Directions for this task ▸
Your task is to restate the data word for word.

Available data ▸
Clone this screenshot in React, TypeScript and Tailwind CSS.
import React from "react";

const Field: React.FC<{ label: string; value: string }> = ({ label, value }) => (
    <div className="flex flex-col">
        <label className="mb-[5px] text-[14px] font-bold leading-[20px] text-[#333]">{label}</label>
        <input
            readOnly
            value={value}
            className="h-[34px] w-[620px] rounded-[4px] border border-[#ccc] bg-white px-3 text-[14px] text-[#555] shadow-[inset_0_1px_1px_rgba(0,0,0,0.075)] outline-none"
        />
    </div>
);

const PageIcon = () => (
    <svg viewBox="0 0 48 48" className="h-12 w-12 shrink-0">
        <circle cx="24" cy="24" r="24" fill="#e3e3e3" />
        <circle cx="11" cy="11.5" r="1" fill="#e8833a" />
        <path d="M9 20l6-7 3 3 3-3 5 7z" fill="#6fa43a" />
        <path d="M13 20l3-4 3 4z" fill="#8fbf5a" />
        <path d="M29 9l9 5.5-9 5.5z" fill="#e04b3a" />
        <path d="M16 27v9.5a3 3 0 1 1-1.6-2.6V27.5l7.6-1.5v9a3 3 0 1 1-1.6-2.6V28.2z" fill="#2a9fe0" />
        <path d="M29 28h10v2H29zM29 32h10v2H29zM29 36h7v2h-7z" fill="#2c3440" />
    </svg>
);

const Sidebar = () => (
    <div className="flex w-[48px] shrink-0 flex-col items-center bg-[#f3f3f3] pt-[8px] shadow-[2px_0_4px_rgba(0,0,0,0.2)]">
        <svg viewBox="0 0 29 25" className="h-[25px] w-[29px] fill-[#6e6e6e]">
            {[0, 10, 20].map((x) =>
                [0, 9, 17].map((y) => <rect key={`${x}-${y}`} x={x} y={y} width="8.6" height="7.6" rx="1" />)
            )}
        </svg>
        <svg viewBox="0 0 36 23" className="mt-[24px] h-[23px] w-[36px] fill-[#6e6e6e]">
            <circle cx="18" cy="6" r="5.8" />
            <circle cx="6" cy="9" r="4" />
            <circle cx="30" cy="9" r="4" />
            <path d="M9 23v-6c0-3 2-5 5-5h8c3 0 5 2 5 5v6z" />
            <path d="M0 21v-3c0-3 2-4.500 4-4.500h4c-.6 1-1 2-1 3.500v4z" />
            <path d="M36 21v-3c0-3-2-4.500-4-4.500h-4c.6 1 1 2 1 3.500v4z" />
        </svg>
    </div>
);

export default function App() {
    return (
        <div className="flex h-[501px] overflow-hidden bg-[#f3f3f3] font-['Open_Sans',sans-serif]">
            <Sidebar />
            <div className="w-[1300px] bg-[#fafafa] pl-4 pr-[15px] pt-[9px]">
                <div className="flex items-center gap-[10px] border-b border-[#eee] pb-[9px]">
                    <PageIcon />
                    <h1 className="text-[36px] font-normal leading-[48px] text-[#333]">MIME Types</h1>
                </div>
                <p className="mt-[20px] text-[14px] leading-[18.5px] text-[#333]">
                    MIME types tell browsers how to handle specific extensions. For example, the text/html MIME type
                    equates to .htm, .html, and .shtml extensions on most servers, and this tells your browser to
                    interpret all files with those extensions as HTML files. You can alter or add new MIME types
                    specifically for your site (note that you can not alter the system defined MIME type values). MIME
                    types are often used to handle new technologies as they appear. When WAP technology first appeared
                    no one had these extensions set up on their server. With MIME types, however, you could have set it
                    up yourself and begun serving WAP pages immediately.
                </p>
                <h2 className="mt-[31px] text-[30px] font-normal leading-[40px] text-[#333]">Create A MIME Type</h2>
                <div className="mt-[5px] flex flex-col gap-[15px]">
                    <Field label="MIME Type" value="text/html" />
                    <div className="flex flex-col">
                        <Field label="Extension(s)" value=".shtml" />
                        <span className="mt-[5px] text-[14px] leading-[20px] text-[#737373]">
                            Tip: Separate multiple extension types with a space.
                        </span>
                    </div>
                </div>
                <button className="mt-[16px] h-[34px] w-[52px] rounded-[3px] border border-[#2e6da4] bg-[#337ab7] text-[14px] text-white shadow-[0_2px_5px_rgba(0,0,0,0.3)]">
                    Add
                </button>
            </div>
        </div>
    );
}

Response to this task ▸
Clone this screenshot in React, TypeScript and Tailwind CSS.
import React from "react";

const Field: React.FC<{ label: string; value: string }> = ({ label, value }) => (
    <div className="flex flex-col">
        <label className="mb-[5px] text-[14px] font-bold leading-[20px] text-[#333]">{label}</label>
        <input
            readOnly
            value={value}
            className="h-[34px] w-[620px] rounded-[4px] border border-[#ccc] bg-white px-3 text-[14px] text-[#555] shadow-[inset_0_1px_1px_rgba(0,0,0,0.075)] outline-none"
        />
    </div>
);

const PageIcon = () => (
    <svg viewBox="0 0 48 48" className="h-12 w-12 shrink-0">
        <circle cx="24" cy="24" r="24" fill="#e3e3e3" />
        <circle cx="11" cy="11.5" r="1" fill="#e8833a" />
        <path d="M9 20l6-7 3 3 3-3 5 7z" fill="#6fa43a" />
        <path d="M13 20l3-4 3 4z" fill="#8fbf5a" />
        <path d="M29 9l9 5.5-9 5.5z" fill="#e04b3a" />
        <path d="M16 27v9.5a3 3 0 1 1-1.6-2.6V27.5l7.6-1.5v9a3 3 0 1 1-1.6-2.6V28.2z" fill="#2a9fe0" />
        <path d="M29 28h10v2H29zM29 32h10v2H29zM29 36h7v2h-7z" fill="#2c3440" />
    </svg>
);

const Sidebar = () => (
    <div className="flex w-[48px] shrink-0 flex-col items-center bg-[#f3f3f3] pt-[8px] shadow-[2px_0_4px_rgba(0,0,0,0.2)]">
        <svg viewBox="0 0 29 25" className="h-[25px] w-[29px] fill-[#6e6e6e]">
            {[0, 10, 20].map((x) =>
                [0, 9, 17].map((y) => <rect key={`${x}-${y}`} x={x} y={y} width="8.6" height="7.6" rx="1" />)
            )}
        </svg>
        <svg viewBox="0 0 36 23" className="mt-[24px] h-[23px] w-[36px] fill-[#6e6e6e]">
            <circle cx="18" cy="6" r="5.8" />
            <circle cx="6" cy="9" r="4" />
            <circle cx="30" cy="9" r="4" />
            <path d="M9 23v-6c0-3 2-5 5-5h8c3 0 5 2 5 5v6z" />
            <path d="M0 21v-3c0-3 2-4.500 4-4.500h4c-.6 1-1 2-1 3.500v4z" />
            <path d="M36 21v-3c0-3-2-4.500-4-4.500h-4c.6 1 1 2 1 3.500v4z" />
        </svg>
    </div>
);

export default function App() {
    return (
        <div className="flex h-[501px] overflow-hidden bg-[#f3f3f3] font-['Open_Sans',sans-serif]">
            <Sidebar />
            <div className="w-[1300px] bg-[#fafafa] pl-4 pr-[15px] pt-[9px]">
                <div className="flex items-center gap-[10px] border-b border-[#eee] pb-[9px]">
                    <PageIcon />
                    <h1 className="text-[36px] font-normal leading-[48px] text-[#333]">MIME Types</h1>
                </div>
                <p className="mt-[20px] text-[14px] leading-[18.5px] text-[#333]">
                    MIME types tell browsers how to handle specific extensions. For example, the text/html MIME type
                    equates to .htm, .html, and .shtml extensions on most servers, and this tells your browser to
                    interpret all files with those extensions as HTML files. You can alter or add new MIME types
                    specifically for your site (note that you can not alter the system defined MIME type values). MIME
                    types are often used to handle new technologies as they appear. When WAP technology first appeared
                    no one had these extensions set up on their server. With MIME types, however, you could have set it
                    up yourself and begun serving WAP pages immediately.
                </p>
                <h2 className="mt-[31px] text-[30px] font-normal leading-[40px] text-[#333]">Create A MIME Type</h2>
                <div className="mt-[5px] flex flex-col gap-[15px]">
                    <Field label="MIME Type" value="text/html" />
                    <div className="flex flex-col">
                        <Field label="Extension(s)" value=".shtml" />
                        <span className="mt-[5px] text-[14px] leading-[20px] text-[#737373]">
                            Tip: Separate multiple extension types with a space.
                        </span>
                    </div>
                </div>
                <button className="mt-[16px] h-[34px] w-[52px] rounded-[3px] border border-[#2e6da4] bg-[#337ab7] text-[14px] text-white shadow-[0_2px_5px_rgba(0,0,0,0.3)]">
                    Add
                </button>
            </div>
        </div>
    );
}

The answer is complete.